===== Dataset extract =====

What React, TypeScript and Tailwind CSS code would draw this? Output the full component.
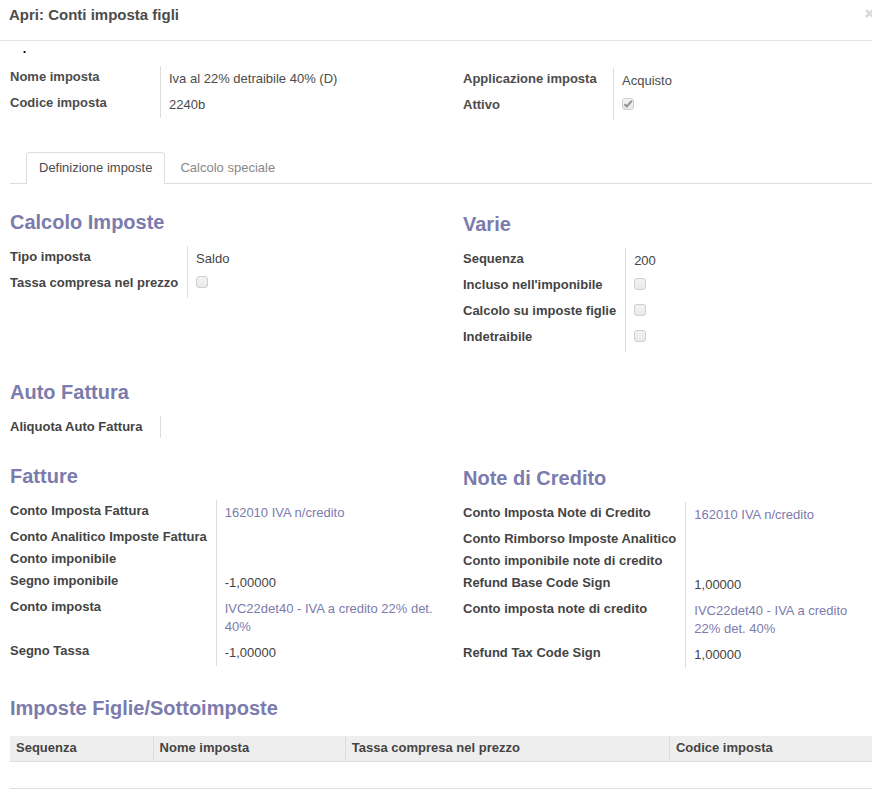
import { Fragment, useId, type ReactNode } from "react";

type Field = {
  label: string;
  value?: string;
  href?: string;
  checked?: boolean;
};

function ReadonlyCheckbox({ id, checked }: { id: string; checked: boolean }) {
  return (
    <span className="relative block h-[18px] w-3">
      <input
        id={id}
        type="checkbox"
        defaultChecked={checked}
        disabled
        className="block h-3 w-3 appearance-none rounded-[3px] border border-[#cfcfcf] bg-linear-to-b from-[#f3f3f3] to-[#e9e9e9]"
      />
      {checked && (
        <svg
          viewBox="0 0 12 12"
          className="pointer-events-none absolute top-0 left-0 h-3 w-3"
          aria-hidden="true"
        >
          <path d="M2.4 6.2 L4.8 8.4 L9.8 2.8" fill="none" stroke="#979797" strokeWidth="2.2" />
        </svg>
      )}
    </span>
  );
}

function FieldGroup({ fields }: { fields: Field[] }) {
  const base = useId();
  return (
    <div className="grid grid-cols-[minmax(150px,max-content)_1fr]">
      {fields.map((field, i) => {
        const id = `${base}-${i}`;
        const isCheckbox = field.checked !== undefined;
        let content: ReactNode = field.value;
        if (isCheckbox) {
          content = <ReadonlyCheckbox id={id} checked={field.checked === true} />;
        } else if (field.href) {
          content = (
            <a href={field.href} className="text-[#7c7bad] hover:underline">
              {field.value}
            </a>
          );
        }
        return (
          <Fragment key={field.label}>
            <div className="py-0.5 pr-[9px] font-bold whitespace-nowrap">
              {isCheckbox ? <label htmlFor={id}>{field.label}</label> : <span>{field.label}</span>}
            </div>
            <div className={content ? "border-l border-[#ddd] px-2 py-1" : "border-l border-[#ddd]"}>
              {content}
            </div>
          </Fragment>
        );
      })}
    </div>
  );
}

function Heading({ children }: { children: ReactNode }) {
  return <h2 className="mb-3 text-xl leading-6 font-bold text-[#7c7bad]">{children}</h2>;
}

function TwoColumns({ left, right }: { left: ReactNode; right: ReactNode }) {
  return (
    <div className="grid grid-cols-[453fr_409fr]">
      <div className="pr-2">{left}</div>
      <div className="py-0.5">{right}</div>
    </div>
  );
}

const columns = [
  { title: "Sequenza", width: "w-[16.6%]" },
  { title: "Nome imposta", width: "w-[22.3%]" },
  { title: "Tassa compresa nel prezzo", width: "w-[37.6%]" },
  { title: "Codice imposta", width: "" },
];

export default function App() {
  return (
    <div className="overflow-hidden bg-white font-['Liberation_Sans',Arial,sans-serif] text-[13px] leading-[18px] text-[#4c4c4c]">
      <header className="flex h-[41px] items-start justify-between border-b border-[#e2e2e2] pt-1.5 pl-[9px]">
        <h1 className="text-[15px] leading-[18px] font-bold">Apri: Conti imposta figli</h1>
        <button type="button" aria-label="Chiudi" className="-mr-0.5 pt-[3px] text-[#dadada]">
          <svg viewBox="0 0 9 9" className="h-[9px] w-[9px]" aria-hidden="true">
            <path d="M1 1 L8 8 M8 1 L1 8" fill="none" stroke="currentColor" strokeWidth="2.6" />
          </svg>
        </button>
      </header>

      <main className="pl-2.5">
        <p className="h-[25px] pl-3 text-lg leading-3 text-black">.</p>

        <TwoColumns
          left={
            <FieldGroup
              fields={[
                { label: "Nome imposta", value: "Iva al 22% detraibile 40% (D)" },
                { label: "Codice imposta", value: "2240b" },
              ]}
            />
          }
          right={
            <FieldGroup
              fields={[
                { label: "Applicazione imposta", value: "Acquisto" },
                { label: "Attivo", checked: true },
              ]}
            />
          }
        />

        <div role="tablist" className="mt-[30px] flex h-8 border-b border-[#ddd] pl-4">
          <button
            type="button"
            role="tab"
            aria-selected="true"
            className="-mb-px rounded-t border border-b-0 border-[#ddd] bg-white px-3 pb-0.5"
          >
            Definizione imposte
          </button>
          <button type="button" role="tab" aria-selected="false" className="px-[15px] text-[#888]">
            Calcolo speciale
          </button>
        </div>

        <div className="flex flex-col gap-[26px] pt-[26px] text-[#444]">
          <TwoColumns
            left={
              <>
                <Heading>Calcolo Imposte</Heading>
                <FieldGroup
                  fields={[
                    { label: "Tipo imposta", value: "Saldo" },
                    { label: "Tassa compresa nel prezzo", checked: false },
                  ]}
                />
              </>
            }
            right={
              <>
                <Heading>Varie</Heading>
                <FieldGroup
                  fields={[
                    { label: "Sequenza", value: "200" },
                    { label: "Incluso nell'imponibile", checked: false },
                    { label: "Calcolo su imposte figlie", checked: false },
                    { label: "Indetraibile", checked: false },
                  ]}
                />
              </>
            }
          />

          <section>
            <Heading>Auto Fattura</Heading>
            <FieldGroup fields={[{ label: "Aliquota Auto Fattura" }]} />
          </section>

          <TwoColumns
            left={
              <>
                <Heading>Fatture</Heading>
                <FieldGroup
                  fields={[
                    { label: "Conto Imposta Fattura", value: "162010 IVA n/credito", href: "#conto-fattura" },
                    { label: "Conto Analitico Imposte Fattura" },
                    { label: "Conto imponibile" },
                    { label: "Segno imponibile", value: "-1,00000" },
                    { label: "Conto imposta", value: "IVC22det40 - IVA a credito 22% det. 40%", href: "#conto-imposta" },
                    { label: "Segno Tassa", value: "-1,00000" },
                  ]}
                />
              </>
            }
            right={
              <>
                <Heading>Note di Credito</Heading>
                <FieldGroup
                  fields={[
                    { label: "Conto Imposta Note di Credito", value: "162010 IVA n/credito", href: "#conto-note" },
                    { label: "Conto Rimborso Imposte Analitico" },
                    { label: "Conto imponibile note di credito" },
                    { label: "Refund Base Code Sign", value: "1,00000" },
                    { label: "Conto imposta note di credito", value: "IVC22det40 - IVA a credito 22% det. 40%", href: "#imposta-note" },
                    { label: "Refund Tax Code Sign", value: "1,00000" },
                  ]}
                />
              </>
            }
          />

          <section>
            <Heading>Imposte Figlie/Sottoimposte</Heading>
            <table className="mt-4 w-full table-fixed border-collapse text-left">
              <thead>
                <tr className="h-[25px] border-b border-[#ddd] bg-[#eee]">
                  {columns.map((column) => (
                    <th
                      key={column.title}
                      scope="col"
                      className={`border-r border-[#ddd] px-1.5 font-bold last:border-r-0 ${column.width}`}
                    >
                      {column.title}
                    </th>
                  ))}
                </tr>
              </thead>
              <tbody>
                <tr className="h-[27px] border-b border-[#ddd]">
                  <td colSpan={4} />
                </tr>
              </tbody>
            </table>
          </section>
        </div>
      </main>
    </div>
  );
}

=====

Reproduce all of the data exactly, omitting each picture it holds.

What React, TypeScript and Tailwind CSS code would draw this? Output the full component.
import { Fragment, useId, type ReactNode } from "react";

type Field = {
  label: string;
  value?: string;
  href?: string;
  checked?: boolean;
};

function ReadonlyCheckbox({ id, checked }: { id: string; checked: boolean }) {
  return (
    <span className="relative block h-[18px] w-3">
      <input
        id={id}
        type="checkbox"
        defaultChecked={checked}
        disabled
        className="block h-3 w-3 appearance-none rounded-[3px] border border-[#cfcfcf] bg-linear-to-b from-[#f3f3f3] to-[#e9e9e9]"
      />
      {checked && (
        <svg
          viewBox="0 0 12 12"
          className="pointer-events-none absolute top-0 left-0 h-3 w-3"
          aria-hidden="true"
        >
          <path d="M2.4 6.2 L4.8 8.4 L9.8 2.8" fill="none" stroke="#979797" strokeWidth="2.2" />
        </svg>
      )}
    </span>
  );
}

function FieldGroup({ fields }: { fields: Field[] }) {
  const base = useId();
  return (
    <div className="grid grid-cols-[minmax(150px,max-content)_1fr]">
      {fields.map((field, i) => {
        const id = `${base}-${i}`;
        const isCheckbox = field.checked !== undefined;
        let content: ReactNode = field.value;
        if (isCheckbox) {
          content = <ReadonlyCheckbox id={id} checked={field.checked === true} />;
        } else if (field.href) {
          content = (
            <a href={field.href} className="text-[#7c7bad] hover:underline">
              {field.value}
            </a>
          );
        }
        return (
          <Fragment key={field.label}>
            <div className="py-0.5 pr-[9px] font-bold whitespace-nowrap">
              {isCheckbox ? <label htmlFor={id}>{field.label}</label> : <span>{field.label}</span>}
            </div>
            <div className={content ? "border-l border-[#ddd] px-2 py-1" : "border-l border-[#ddd]"}>
              {content}
            </div>
          </Fragment>
        );
      })}
    </div>
  );
}

function Heading({ children }: { children: ReactNode }) {
  return <h2 className="mb-3 text-xl leading-6 font-bold text-[#7c7bad]">{children}</h2>;
}

function TwoColumns({ left, right }: { left: ReactNode; right: ReactNode }) {
  return (
    <div className="grid grid-cols-[453fr_409fr]">
      <div className="pr-2">{left}</div>
      <div className="py-0.5">{right}</div>
    </div>
  );
}

const columns = [
  { title: "Sequenza", width: "w-[16.6%]" },
  { title: "Nome imposta", width: "w-[22.3%]" },
  { title: "Tassa compresa nel prezzo", width: "w-[37.6%]" },
  { title: "Codice imposta", width: "" },
];

export default function App() {
  return (
    <div className="overflow-hidden bg-white font-['Liberation_Sans',Arial,sans-serif] text-[13px] leading-[18px] text-[#4c4c4c]">
      <header className="flex h-[41px] items-start justify-between border-b border-[#e2e2e2] pt-1.5 pl-[9px]">
        <h1 className="text-[15px] leading-[18px] font-bold">Apri: Conti imposta figli</h1>
        <button type="button" aria-label="Chiudi" className="-mr-0.5 pt-[3px] text-[#dadada]">
          <svg viewBox="0 0 9 9" className="h-[9px] w-[9px]" aria-hidden="true">
            <path d="M1 1 L8 8 M8 1 L1 8" fill="none" stroke="currentColor" strokeWidth="2.6" />
          </svg>
        </button>
      </header>

      <main className="pl-2.5">
        <p className="h-[25px] pl-3 text-lg leading-3 text-black">.</p>

        <TwoColumns
          left={
            <FieldGroup
              fields={[
                { label: "Nome imposta", value: "Iva al 22% detraibile 40% (D)" },
                { label: "Codice imposta", value: "2240b" },
              ]}
            />
          }
          right={
            <FieldGroup
              fields={[
                { label: "Applicazione imposta", value: "Acquisto" },
                { label: "Attivo", checked: true },
              ]}
            />
          }
        />

        <div role="tablist" className="mt-[30px] flex h-8 border-b border-[#ddd] pl-4">
          <button
            type="button"
            role="tab"
            aria-selected="true"
            className="-mb-px rounded-t border border-b-0 border-[#ddd] bg-white px-3 pb-0.5"
          >
            Definizione imposte
          </button>
          <button type="button" role="tab" aria-selected="false" className="px-[15px] text-[#888]">
            Calcolo speciale
          </button>
        </div>

        <div className="flex flex-col gap-[26px] pt-[26px] text-[#444]">
          <TwoColumns
            left={
              <>
                <Heading>Calcolo Imposte</Heading>
                <FieldGroup
                  fields={[
                    { label: "Tipo imposta", value: "Saldo" },
                    { label: "Tassa compresa nel prezzo", checked: false },
                  ]}
                />
              </>
            }
            right={
              <>
                <Heading>Varie</Heading>
                <FieldGroup
                  fields={[
                    { label: "Sequenza", value: "200" },
                    { label: "Incluso nell'imponibile", checked: false },
                    { label: "Calcolo su imposte figlie", checked: false },
                    { label: "Indetraibile", checked: false },
                  ]}
                />
              </>
            }
          />

          <section>
            <Heading>Auto Fattura</Heading>
            <FieldGroup fields={[{ label: "Aliquota Auto Fattura" }]} />
          </section>

          <TwoColumns
            left={
              <>
                <Heading>Fatture</Heading>
                <FieldGroup
                  fields={[
                    { label: "Conto Imposta Fattura", value: "162010 IVA n/credito", href: "#conto-fattura" },
                    { label: "Conto Analitico Imposte Fattura" },
                    { label: "Conto imponibile" },
                    { label: "Segno imponibile", value: "-1,00000" },
                    { label: "Conto imposta", value: "IVC22det40 - IVA a credito 22% det. 40%", href: "#conto-imposta" },
                    { label: "Segno Tassa", value: "-1,00000" },
                  ]}
                />
              </>
            }
            right={
              <>
                <Heading>Note di Credito</Heading>
                <FieldGroup
                  fields={[
                    { label: "Conto Imposta Note di Credito", value: "162010 IVA n/credito", href: "#conto-note" },
                    { label: "Conto Rimborso Imposte Analitico" },
                    { label: "Conto imponibile note di credito" },
                    { label: "Refund Base Code Sign", value: "1,00000" },
                    { label: "Conto imposta note di credito", value: "IVC22det40 - IVA a credito 22% det. 40%", href: "#imposta-note" },
                    { label: "Refund Tax Code Sign", value: "1,00000" },
                  ]}
                />
              </>
            }
          />

          <section>
            <Heading>Imposte Figlie/Sottoimposte</Heading>
            <table className="mt-4 w-full table-fixed border-collapse text-left">
              <thead>
                <tr className="h-[25px] border-b border-[#ddd] bg-[#eee]">
                  {columns.map((column) => (
                    <th
                      key={column.title}
                      scope="col"
                      className={`border-r border-[#ddd] px-1.5 font-bold last:border-r-0 ${column.width}`}
                    >
                      {column.title}
                    </th>
                  ))}
                </tr>
              </thead>
              <tbody>
                <tr className="h-[27px] border-b border-[#ddd]">
                  <td colSpan={4} />
                </tr>
              </tbody>
            </table>
          </section>
        </div>
      </main>
    </div>
  );
}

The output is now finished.